Objective => In the entries below, find the line containing "Generate a component" and the line containing "67, 69, 67];". Copy those two lines and everything between them exactly, without the pictures.

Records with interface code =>
──────

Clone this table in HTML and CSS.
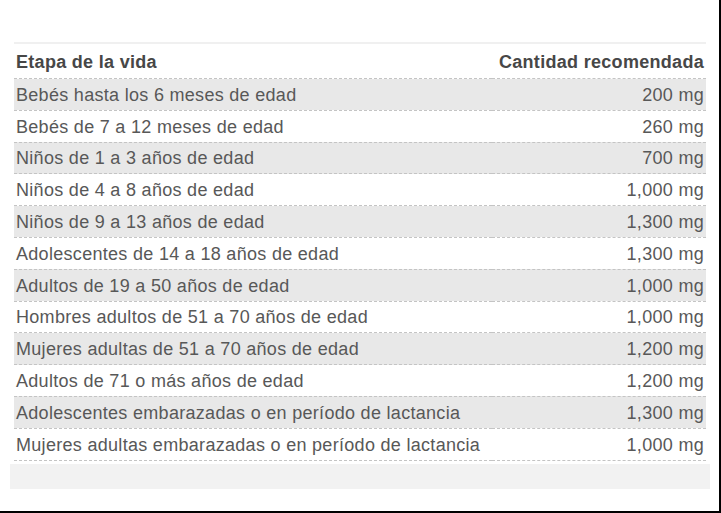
FILE: index.html
```html
<!DOCTYPE html>
<html lang="es">
<head>
<meta charset="utf-8">
<title>Cantidad recomendada</title>
<link rel="stylesheet" href="styles.css">
</head>
<body>
<div class="frame">
  <div class="content">
    <table class="intake">
      <thead>
        <tr><th class="stage">Etapa de la vida</th><th class="amount">Cantidad recomendada</th></tr>
      </thead>
      <tbody>
        <tr><td>Bebés hasta los 6 meses de edad</td><td class="amount">200 mg</td></tr>
        <tr><td>Bebés de 7 a 12 meses de edad</td><td class="amount">260 mg</td></tr>
        <tr><td>Niños de 1 a 3 años de edad</td><td class="amount">700 mg</td></tr>
        <tr><td>Niños de 4 a 8 años de edad</td><td class="amount">1,000 mg</td></tr>
        <tr><td>Niños de 9 a 13 años de edad</td><td class="amount">1,300 mg</td></tr>
        <tr><td>Adolescentes de 14 a 18 años de edad</td><td class="amount">1,300 mg</td></tr>
        <tr><td>Adultos de 19 a 50 años de edad</td><td class="amount">1,000 mg</td></tr>
        <tr><td>Hombres adultos de 51 a 70 años de edad</td><td class="amount">1,000 mg</td></tr>
        <tr><td>Mujeres adultas de 51 a 70 años de edad</td><td class="amount">1,200 mg</td></tr>
        <tr><td>Adultos de 71 o más años de edad</td><td class="amount">1,200 mg</td></tr>
        <tr><td>Adolescentes embarazadas o en período de lactancia</td><td class="amount">1,300 mg</td></tr>
        <tr><td>Mujeres adultas embarazadas o en período de lactancia</td><td class="amount">1,000 mg</td></tr>
      </tbody>
    </table>
    <div class="footer"></div>
  </div>
</div>
</body>
</html>
```
FILE: styles.css
```css
html, body {
  margin: 0;
  padding: 0;
  background: #ffffff;
}
.frame {
  width: 721px;
  height: 513px;
  box-sizing: border-box;
  border-right: 2px solid #000;
  border-bottom: 2px solid #000;
  overflow: hidden;
}
.content {
  padding: 42px 0 0 10px;
  width: 700px;
}
.intake {
  margin: 0 4px;
  width: 692px;
  border-collapse: collapse;
  border-top: 2px solid #f0f0f0;
  font-family: "Liberation Sans", Arial, sans-serif;
  font-size: 18px;
  letter-spacing: 0.3px;
  color: #585858;
}
.intake th {
  font-weight: bold;
  color: #474747;
  height: 32px;
  padding: 2px 2px 0;
  text-align: left;
  border-bottom: 1px dashed #c4c4c4;
}
.intake th.amount, .intake td.amount {
  text-align: right;
}
.intake td {
  height: 28.8px;
  padding: 2px 2px 0;
  border-bottom: 1px dashed #c4c4c4;
}
.intake tbody tr:nth-child(odd) td {
  background: #e8e8e8;
}
.footer {
  margin-top: 3px;
  height: 25px;
  background: #f2f2f2;
}
```
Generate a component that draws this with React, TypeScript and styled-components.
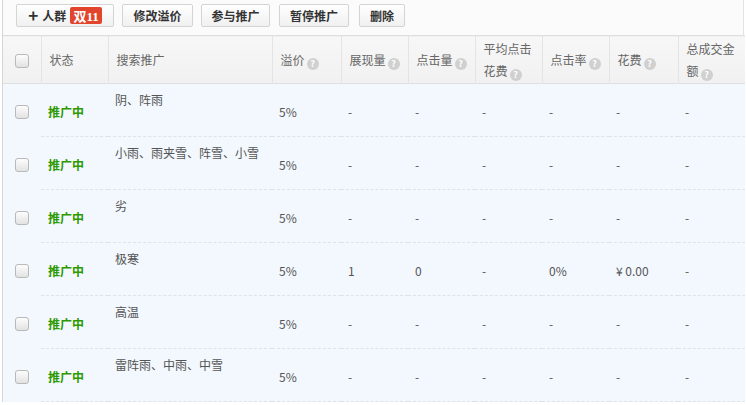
import styled, { createGlobalStyle } from "styled-components";

const GlobalStyle = createGlobalStyle`
  html, body {
    margin: 0;
    padding: 0;
    background: #fff;
  }
  body {
    font-family: "Noto Sans CJK SC", "Microsoft YaHei", sans-serif;
    font-size: 12px;
    color: #555;
  }
`;

const COLS = [38, 67, 164, 69, 67, 67, 67, 67, 69, 67];

const Page = styled.div`
  margin-left: 2px;
  width: 742px;
  border-left: 1px solid #d6d6d6;
  border-right: 1px solid #e3e3e3;
  box-sizing: border-box;
`;

const Toolbar = styled.div`
  display: flex;
  align-items: flex-start;
  height: 35px;
  padding: 4px 0 0 13px;
  box-sizing: border-box;
  background: #fbfbfb;
`;

const Button = styled.button<{ $w: number; $gap?: number }>`
  display: flex;
  align-items: center;
  justify-content: center;
  gap: 4px;
  width: ${(p) => p.$w}px;
  height: 23px;
  margin-right: ${(p) => p.$gap ?? 8}px;
  padding: 0;
  border: 1px solid #d4d4d4;
  border-radius: 2px;
  background: linear-gradient(#ffffff, #f0f0f0);
  font-family: inherit;
  font-size: 12px;
  font-weight: bold;
  color: #333;
  cursor: pointer;
`;

const Plus = styled.span`
  font-size: 17px;
  font-weight: bold;
  line-height: 1;
  margin-top: -2px;
`;

const Badge = styled.span`
  display: inline-flex;
  align-items: center;
  height: 17px;
  padding: 0 3px;
  background: #e2452d;
  border-radius: 2px;
  color: #fff;
  font-family: "Liberation Serif", "Noto Sans CJK SC", serif;
  font-size: 13px;
  font-weight: bold;
`;

const Table = styled.table`
  width: 741px;
  border-collapse: collapse;
  table-layout: fixed;
`;

const HeadRow = styled.tr`
  height: 48px;
  background: linear-gradient(#f7f7f7, #f1f1f1);
  border-top: 1px solid #dedede;
  border-bottom: 1px solid #e0e0e0;
`;

const Th = styled.th`
  padding: 0 4px 0 8px;
  text-align: left;
  font-weight: normal;
  color: #666;
  line-height: 22px;
  border-left: 1px solid #e4e4e4;
  vertical-align: middle;
  &:first-child {
    border-left: none;
    padding: 0 0 0 12px;
  }
`;

const HeadLine = styled.div`
  white-space: nowrap;
`;

const Help = styled.span`
  display: inline-block;
  width: 12px;
  height: 12px;
  margin-left: 2px;
  border-radius: 50%;
  background: #d0d0d0;
  color: #fff;
  font-size: 9px;
  font-weight: bold;
  line-height: 12px;
  text-align: center;
  vertical-align: -2px;
`;

const Row = styled.tr`
  height: 53px;
  background: #f2f8fd;
`;

const Td = styled.td<{ $top?: boolean }>`
  padding: ${(p) => (p.$top ? "7px 7px 0" : "3px 7px 0")};
  vertical-align: ${(p) => (p.$top ? "top" : "middle")};
  border-bottom: 1px dashed #dde3e8;
  color: #555;
  line-height: 18px;
  white-space: nowrap;
  &:first-child {
    border-bottom: none;
    padding: 0 0 0 12px;
  }
`;

const Status = styled.span`
  color: #2e9900;
  font-weight: bold;
`;

const Check = styled.span`
  display: inline-block;
  width: 12px;
  height: 12px;
  border: 1px solid #b9b9b9;
  border-radius: 3px;
  background: linear-gradient(#fdfdfd, #e2e2e2);
  vertical-align: middle;
`;

const heads: { lines: string[]; help?: boolean }[] = [
  { lines: ["状态"] },
  { lines: ["搜索推广"] },
  { lines: ["溢价"], help: true },
  { lines: ["展现量"], help: true },
  { lines: ["点击量"], help: true },
  { lines: ["平均点击", "花费"], help: true },
  { lines: ["点击率"], help: true },
  { lines: ["花费"], help: true },
  { lines: ["总成交金", "额"], help: true },
];

const rows: { kw: string; vals: string[] }[] = [
  { kw: "阴、阵雨", vals: ["5%", "-", "-", "-", "-", "-", "-"] },
  { kw: "小雨、雨夹雪、阵雪、小雪", vals: ["5%", "-", "-", "-", "-", "-", "-"] },
  { kw: "劣", vals: ["5%", "-", "-", "-", "-", "-", "-"] },
  { kw: "极寒", vals: ["5%", "1", "0", "-", "0%", "¥ 0.00", "-"] },
  { kw: "高温", vals: ["5%", "-", "-", "-", "-", "-", "-"] },
  { kw: "雷阵雨、中雨、中雪", vals: ["5%", "-", "-", "-", "-", "-", "-"] },
];

export default function App() {
  return (
    <Page>
      <GlobalStyle />
      <Toolbar>
        <Button $w={98}>
          <Plus>+</Plus>人群<Badge>双11</Badge>
        </Button>
        <Button $w={71}>修改溢价</Button>
        <Button $w={69} $gap={9}>参与推广</Button>
        <Button $w={70} $gap={10}>暂停推广</Button>
        <Button $w={46}>删除</Button>
      </Toolbar>
      <Table>
        <colgroup>
          {COLS.map((w, i) => (
            <col key={i} style={{ width: w }} />
          ))}
        </colgroup>
        <thead>
          <HeadRow>
            <Th>
              <Check />
            </Th>
            {heads.map((h) => (
              <Th key={h.lines.join("")}>
                {h.lines.map((line, i) => (
                  <HeadLine key={i}>
                    {line}
                    {h.help && i === h.lines.length - 1 && <Help>?</Help>}
                  </HeadLine>
                ))}
              </Th>
            ))}
          </HeadRow>
        </thead>
        <tbody>
          {rows.map((r) => (
            <Row key={r.kw}>
              <Td>
                <Check />
              </Td>
              <Td>
                <Status>推广中</Status>
              </Td>
              <Td $top>{r.kw}</Td>
              {r.vals.map((v, i) => (
                <Td key={i}>{v}</Td>
              ))}
            </Row>
          ))}
        </tbody>
      </Table>
    </Page>
  );
}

──────

Exercise output =>
Generate a component that draws this with React, TypeScript and styled-components.
import styled, { createGlobalStyle } from "styled-components";

const GlobalStyle = createGlobalStyle`
  html, body {
    margin: 0;
    padding: 0;
    background: #fff;
  }
  body {
    font-family: "Noto Sans CJK SC", "Microsoft YaHei", sans-serif;
    font-size: 12px;
    color: #555;
  }
`;

const COLS = [38, 67, 164, 69, 67, 67, 67, 67, 69, 67];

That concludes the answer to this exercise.